His first novel, Windy McPherson’s Son, the story of a midwestern boy’s revolt against his father and against his small hometown, appeared in 1916 but received little attention. Three years and several publications later, however, Anderson became well known and widely acclaimed following the publication of Winesburg, Ohio. The book is a loosely structured series of episodes dealing with life and character in a small midwestern town. Anderson portrayed, with enormous sympathy, the grim and quietly desperate lives in the small half-industrial town. The novel is centered on young George Willard as he learns to see and understand the town around him. Anderson concentrated on the weak, the characters beaten by life in a competitive and mechanical society.
Winesburg, Ohio made Anderson known as the authentic voice of the Midwest. The remarkable quality about this work of interrelated short stories is that a plot does not present itself. Anderson embarked here upon an experimental and extremely effective form of writing that was original and peculiar to him. His stories explored the psychological unconscious of his characters, which was new territory in 1919; they were often grasping to find the meaning of sex, love, life, and death. Anderson did this with a deftness and elegant simplicity that has been admired and imitated by a succession of twentieth century writers including Thomas Wolfe, Ernest Hemingway, and William Faulkner, then later by Charles Bukowski and Raymond Carver.

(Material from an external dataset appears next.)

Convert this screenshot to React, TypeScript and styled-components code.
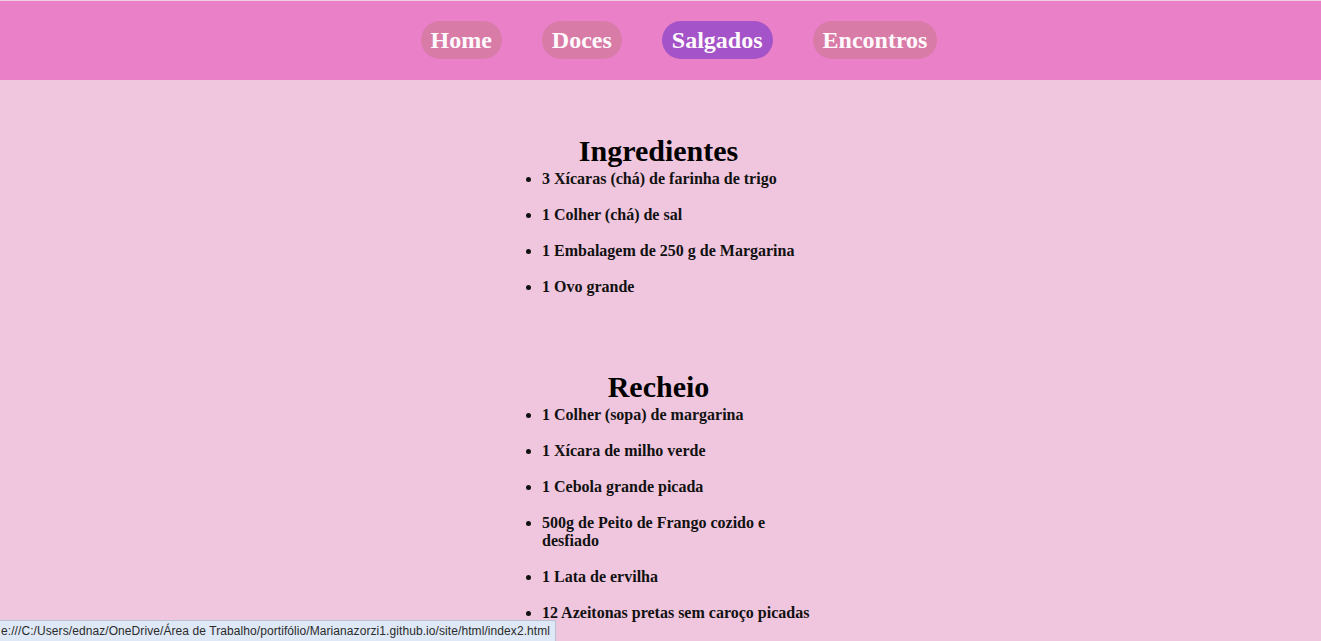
import React from "react";
import styled, { createGlobalStyle } from "styled-components";

const GlobalStyle = createGlobalStyle`
  html, body {
    margin: 0;
    padding: 0;
    background: #f0c6de;
    font-family: "Liberation Serif", "Times New Roman", serif;
  }
`;

const Header = styled.header`
  border-top: 1px solid #f3cfe4;
  height: 80px;
  box-sizing: border-box;
  padding-bottom: 1px;
  background: #ea80c8;
  display: flex;
  align-items: center;
  justify-content: center;
  gap: 40px;
  padding-left: 37px;
`;

const NavLink = styled.a<{ $active?: boolean }>`
  display: block;
  padding: 5px 10px;
  line-height: 28px;
  border-radius: 19px;
  font-size: 24px;
  font-weight: bold;
  color: #fffafd;
  text-decoration: none;
  background: ${(p) => (p.$active ? "#a553c8" : "#d97ba7")};
`;

const Main = styled.main`
  display: flex;
  flex-direction: column;
  align-items: center;
  padding: 54px 4px 40px 0;
  gap: 74px;
`;

const Section = styled.section`
  width: 313px;
`;

const Title = styled.h2`
  margin: 0;
  text-align: center;
  font-size: 30px;
  line-height: 34px;
  font-weight: bold;
  color: #000;
`;

const List = styled.ul`
  margin: 0;
  padding: 2px 0 0 40px;
  list-style: disc;
`;

const Item = styled.li`
  font-size: 16px;
  line-height: 18px;
  font-weight: bold;
  color: #111;
  & + & {
    margin-top: 18px;
  }
`;

const StatusBar = styled.div`
  position: fixed;
  left: 0;
  bottom: 0;
  height: 21px;
  width: 556px;
  box-sizing: border-box;
  background: #dee8f6;
  border: 1px solid #b7c3d1;
  border-left: none;
  border-bottom: none;
  font-family: "Liberation Sans", Arial, sans-serif;
  font-size: 12px;
  letter-spacing: 0.08px;
  line-height: 20px;
  color: #2b2b2b;
  padding-left: 1px;
  white-space: nowrap;
  overflow: hidden;
`;

const ingredientes = [
  "3 Xícaras (chá) de farinha de trigo",
  "1 Colher (chá) de sal",
  "1 Embalagem de 250 g de Margarina",
  "1 Ovo grande",
];

const recheio = [
  "1 Colher (sopa) de margarina",
  "1 Xícara de milho verde",
  "1 Cebola grande picada",
  "500g de Peito de Frango cozido e desfiado",
  "1 Lata de ervilha",
  "12 Azeitonas pretas sem caroço picadas",
];

export default function App() {
  return (
    <>
      <GlobalStyle />
      <Header>
        <NavLink href="#">Home</NavLink>
        <NavLink href="#">Doces</NavLink>
        <NavLink href="#" $active>
          Salgados
        </NavLink>
        <NavLink href="#">Encontros</NavLink>
      </Header>
      <Main>
        <Section>
          <Title>Ingredientes</Title>
          <List>
            {ingredientes.map((t) => (
              <Item key={t}>{t}</Item>
            ))}
          </List>
        </Section>
        <Section>
          <Title>Recheio</Title>
          <List>
            {recheio.map((t) => (
              <Item key={t}>{t}</Item>
            ))}
          </List>
        </Section>
      </Main>
      <StatusBar>
        e:///C:/Users/ednaz/OneDrive/Área de Trabalho/portifólio/Marianazorzi1.github.io/site/html/index2.html
      </StatusBar>
    </>
  );
}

Anderson’s distinguished contemporaries Waldo Frank, Van Wyck Brooks, and Paul Rosenfeld admired and befriended him. Other writers, such as Dreiser and Hart Crane, valued his power and insight. Poor White, Anderson’s fourth novel, dealt with American society more comprehensively in presenting the wanderings of a lonely, inarticulate young man. The novel was well received; this success, in combination with the short stories in The Triumph of the Egg and Horses and Men, made Anderson one of the most frequently honored figures on the American literary scene in the early 1920’s. He received the first annual award given by The Dial in December, 1921. His fame spread to Europe, and a few years later Virginia Woolf wrote that “of all American novelists the most discussed and read in England at the present moment are probably Mr. Sherwood Anderson and Mr. Sinclair Lewis.”
About this time Anderson began to feel the influence of D. H. Lawrence strongly. He read Lawrence repeatedly and incorporated a stronger sexual motif into his own writings. Many Marriages expresses the point of view that Americans are crippled by the attitude that sexual discussion and experience should be repressed. Dark Laughter, in many ways his best novel, uses sex as one of several means for the hero to scrape away the superficialities of modern cosmopolitan life and return to the primitive and basic meanings of human experience.

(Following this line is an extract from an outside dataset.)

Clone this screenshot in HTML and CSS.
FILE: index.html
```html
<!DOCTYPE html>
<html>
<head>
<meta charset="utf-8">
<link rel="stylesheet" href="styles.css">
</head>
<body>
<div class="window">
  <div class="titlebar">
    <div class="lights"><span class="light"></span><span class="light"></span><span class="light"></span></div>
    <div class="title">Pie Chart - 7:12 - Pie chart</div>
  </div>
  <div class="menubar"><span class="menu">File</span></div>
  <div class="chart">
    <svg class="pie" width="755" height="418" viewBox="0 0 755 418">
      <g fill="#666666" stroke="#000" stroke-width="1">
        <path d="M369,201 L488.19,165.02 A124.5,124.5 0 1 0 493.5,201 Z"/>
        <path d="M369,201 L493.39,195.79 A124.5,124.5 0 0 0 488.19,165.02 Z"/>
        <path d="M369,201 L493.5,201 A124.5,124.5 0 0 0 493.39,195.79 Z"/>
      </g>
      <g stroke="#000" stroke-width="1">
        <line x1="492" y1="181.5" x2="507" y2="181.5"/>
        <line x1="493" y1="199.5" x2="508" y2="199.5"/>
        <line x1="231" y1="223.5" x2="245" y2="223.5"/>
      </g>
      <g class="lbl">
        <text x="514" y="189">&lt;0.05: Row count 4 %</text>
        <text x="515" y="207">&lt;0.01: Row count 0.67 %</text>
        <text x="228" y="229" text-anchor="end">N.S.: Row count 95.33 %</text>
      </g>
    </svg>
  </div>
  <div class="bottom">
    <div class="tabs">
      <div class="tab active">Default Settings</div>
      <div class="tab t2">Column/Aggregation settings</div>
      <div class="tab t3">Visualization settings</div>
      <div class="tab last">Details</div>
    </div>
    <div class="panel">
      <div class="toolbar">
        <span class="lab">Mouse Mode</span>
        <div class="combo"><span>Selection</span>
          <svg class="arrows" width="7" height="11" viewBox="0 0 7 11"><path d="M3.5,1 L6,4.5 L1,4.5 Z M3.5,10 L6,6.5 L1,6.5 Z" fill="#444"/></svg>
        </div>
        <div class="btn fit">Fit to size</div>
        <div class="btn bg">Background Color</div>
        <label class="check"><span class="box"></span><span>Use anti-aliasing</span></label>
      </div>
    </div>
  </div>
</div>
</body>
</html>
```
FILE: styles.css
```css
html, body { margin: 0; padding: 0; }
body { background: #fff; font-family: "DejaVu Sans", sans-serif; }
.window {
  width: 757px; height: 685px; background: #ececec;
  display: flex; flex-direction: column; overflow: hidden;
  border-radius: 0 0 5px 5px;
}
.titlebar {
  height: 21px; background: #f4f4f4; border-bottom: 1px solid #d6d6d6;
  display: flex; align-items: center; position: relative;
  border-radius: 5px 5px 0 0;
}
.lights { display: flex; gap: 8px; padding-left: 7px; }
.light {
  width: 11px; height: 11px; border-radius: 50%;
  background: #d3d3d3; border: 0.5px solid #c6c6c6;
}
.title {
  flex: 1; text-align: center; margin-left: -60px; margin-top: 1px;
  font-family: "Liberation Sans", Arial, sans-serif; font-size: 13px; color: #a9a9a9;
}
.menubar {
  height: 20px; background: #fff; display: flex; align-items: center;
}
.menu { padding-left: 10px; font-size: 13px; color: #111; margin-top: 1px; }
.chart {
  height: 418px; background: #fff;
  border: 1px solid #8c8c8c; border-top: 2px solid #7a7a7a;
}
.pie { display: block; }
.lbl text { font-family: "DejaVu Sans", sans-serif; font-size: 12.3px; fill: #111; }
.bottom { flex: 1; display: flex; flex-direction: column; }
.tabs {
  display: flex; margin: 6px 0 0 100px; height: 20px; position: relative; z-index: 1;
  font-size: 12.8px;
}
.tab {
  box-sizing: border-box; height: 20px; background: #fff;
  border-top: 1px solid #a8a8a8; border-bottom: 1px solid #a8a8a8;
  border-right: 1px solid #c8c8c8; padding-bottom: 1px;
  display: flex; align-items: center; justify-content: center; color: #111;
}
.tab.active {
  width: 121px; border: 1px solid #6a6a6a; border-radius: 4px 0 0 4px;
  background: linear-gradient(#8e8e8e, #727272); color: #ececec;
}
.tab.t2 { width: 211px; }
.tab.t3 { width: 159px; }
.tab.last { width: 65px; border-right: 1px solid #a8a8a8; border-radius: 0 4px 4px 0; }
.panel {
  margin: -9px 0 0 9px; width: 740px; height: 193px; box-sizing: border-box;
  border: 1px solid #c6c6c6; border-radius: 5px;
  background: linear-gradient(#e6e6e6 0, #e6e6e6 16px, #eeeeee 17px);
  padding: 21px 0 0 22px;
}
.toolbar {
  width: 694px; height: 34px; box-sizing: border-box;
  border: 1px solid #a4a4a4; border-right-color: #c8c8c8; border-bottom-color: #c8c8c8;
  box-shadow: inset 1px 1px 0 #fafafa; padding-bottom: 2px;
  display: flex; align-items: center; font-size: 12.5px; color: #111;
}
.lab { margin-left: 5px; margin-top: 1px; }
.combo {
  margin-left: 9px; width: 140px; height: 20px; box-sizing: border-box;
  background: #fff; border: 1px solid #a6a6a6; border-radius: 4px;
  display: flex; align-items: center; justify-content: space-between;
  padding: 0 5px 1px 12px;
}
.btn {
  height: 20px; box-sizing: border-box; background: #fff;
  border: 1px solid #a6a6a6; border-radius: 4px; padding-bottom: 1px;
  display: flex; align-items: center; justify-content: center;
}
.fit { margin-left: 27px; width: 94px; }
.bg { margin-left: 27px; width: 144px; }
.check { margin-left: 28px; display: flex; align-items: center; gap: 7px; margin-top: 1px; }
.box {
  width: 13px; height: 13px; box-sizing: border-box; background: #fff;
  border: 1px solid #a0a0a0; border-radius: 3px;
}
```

After becoming successful, Anderson wandered around both the United States and Europe, finally settling in Marion, Virginia, where he edited two newspapers–one Republican, one Democrat. He continued to write, although after 1925 his work never reached the artistic heights or received the public acclaim of his earlier work. He died at Colón, in the Panama Canal Zone, while on a U.S. State Department mission, on March 8, 1941.

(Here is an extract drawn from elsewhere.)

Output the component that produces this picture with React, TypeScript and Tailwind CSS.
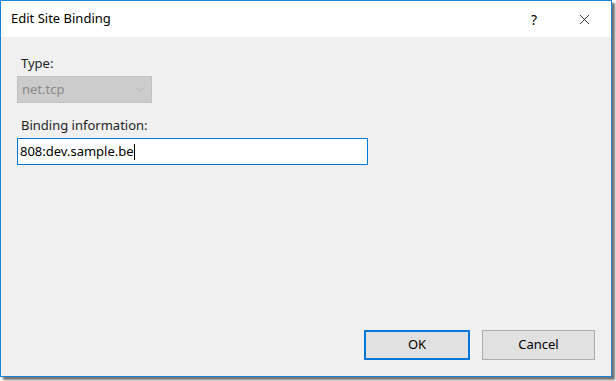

Critics during the 1920’s talked of the depth of his insight, of his warmth and concern for humanity, and of his genuine quality as a spokesman for the frustrations of unhappy, unsuccessful people. In the 1940’s and 1950’s a wide variety of criticism was unleashed against Anderson, some valid and some not. He is still regarded as a writer of warmth and sympathy who managed to create a new type of fiction through which to present his characters doomed by society. The short stories survive as the best of Anderson’s work. Many of them could fall into the category of prose poetry. The speed and ease with which his characters reach an epiphany or deep emotional experience are the trademarks that made Anderson an extremely important and innovative writer of the twentieth century.